Alex (Elisa Cuthbert) invites everyone over for Thanksgiving dinner at her and Dave’s new place. Dave (Zachary Knighton), never one to pass up the opportunity to be pretentiously self-aggrandizing, sees the holiday as an opportunity to shine light on his 1/16th Navajo heritage. When Alex forgets to pick up clams for the feast, Dave heads out to the store and embarks on an utterly ridiculous (in a good way) journey that leaves him believing he’s just experienced the full extent of the harm done to Native Americans by the white man. For instance, his car and wallet gets stolen by a middle-aged couple dressed in pilgrim outfits (as part of a show they’re trying to get to) whom he’d been trying to help out. Then he attempts to barter with the manager of the fish market, who trades Dave the clams and a blanket infested with cat hair. Ultimately, this journey culminates in Dave getting arrested for scalping his tickets to a Rock Bottom Remainders (a band comprised entirely of bestselling authors, such as Stephen King and Amy Tan) concert for the money that was stolen from him. Dave-as-tool is always great, and his grating trumpeting of his 1/16th Navajo heritage is as good here as it was in season two when it first reared its head as what seemed, at the time, to be a one-off plot. Thankfully, however, hardly any character quirk on this show is one-off.
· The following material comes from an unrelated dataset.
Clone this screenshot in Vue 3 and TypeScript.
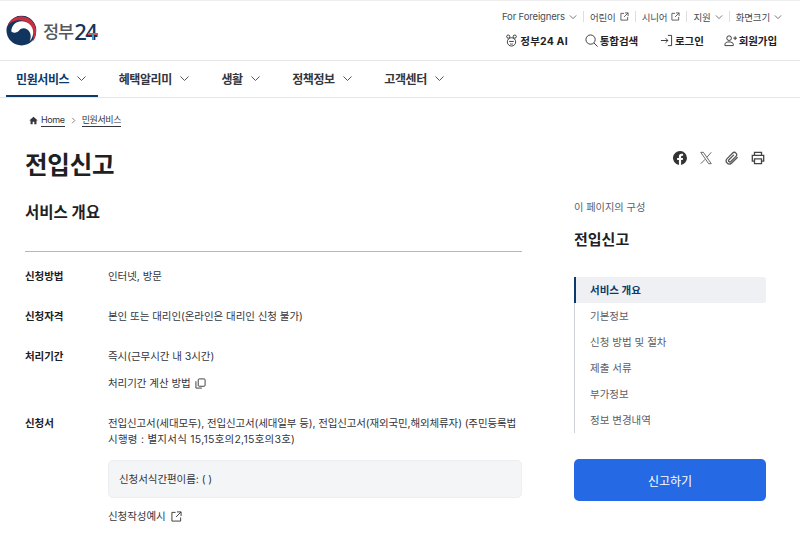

Take Max (Adam Pally), for example. While being gay isn’t exactly a character quirk, his constant need for validation for having come out in the first place is a key facet to Max’s attention-seeking personality. When the DVD of his lost Real World season comes in the mail, he makes everyone sit down and watch it, believing that it contains footage of his brave moment coming out to one of the roommates. It does; unfortunately for Max, however, a bite of a sandwich just before the big reveal leaves “I’m gay” sounding like “I’m Greg.” The rest of the group has a field day with this (“First openly Greg person on television! They let Gregs in the military now!”), and Max can only scowl as his moment is ruined. It’s hilarious less for the payoff than for everything else building up to it, such as the Real World video, which shows Max as boyfriend to an overly horny Penny (Casey Wilson), and desperately searching for ways to avoid intimacy. Adam Pally and Casey Wilson have outstanding comedic chemistry, and it’s always a thrill to see them get setpiece scenes together, as they never fail to steal the show.
Penny has a plot of her own this week, as she comes into conflict with Alex over what they both perceive to be Penny’s lingering feelings for Dave. This has never been a strong story thread when it’s been addressed in the past, and this episode doesn’t really close the book on the storyline completely, although it purports to. But there’s plenty of comedy to be had from the miscommunication, such as Penny’s overcompensation for everything that comes out of her mouth, as she tries to assure Alex that Dave not moving his stuff in after four weeks totally isn’t weird at all. Alex, for her part, is the MVP of the episode, from her dancing turkey, to using a sex swing as a dining chair, and lastly, her occasional quirk of napping with her eyes open, which is one of the best sight gags the show has done. After a spat that involves an argument about Dave that somehow involves the fragile state of a nation recovering from the Tom Cruise film Vanilla Sky, Penny and Alex come to an understanding that whatever feelings Penny might have had for Dave are now firmly in the past. It’s a tidy ending to a storyline that should probably feel more consequential than it does. However, because Happy Endings so often thrives from the static nature of its characters, it doesn’t seem strange that the storyline doesn’t feel nearly as important as it should.
Lastly, Brad (Damon Wayans, Jr.) and Jane (Eliza Coupe) get into a fight over revelations learned from the Real World video: Jane discovers that Brad had a negative first impression of her, and Brad learns that Jane hooked up with him in the dark while thinking he was one of the other roommates in the Real World house. Brad and Max were the only two official castmembers on the show, with Dave, Jane, Penny and Alex all visiting the roommates during the season, and this is apparently the time when Jane, in full Gwen Stefani garb, meets the dreadlocked Brad. It’s exhilarating to see what great chemistry Damon Wayans, Jr. and Eliza Coupe have even when they’re being adversarial with one another, as they are here. I especially enjoyed the running gag of everyone trying to deflect attention from serious matters by referencing Brad’s weird “penis greeting.” In typical Brad/Jane fashion, the couple realizes that while their initial hookup was an accident, it wasn’t a mistake. It’s a trite resolution, but it works because, first and foremost, it’s working from a solid comedic foundation.
“More Like Stanksgiving” is neck-and-neck with last week’s “Boys II Menorah” for best episode of the season so far, and it’s exciting to see the show getting better from one episode to the next. There’s something to be said for how difficult it is to pull off low-stakes comedy, but Happy Endings not only pulls it off well, it practically runs the genre.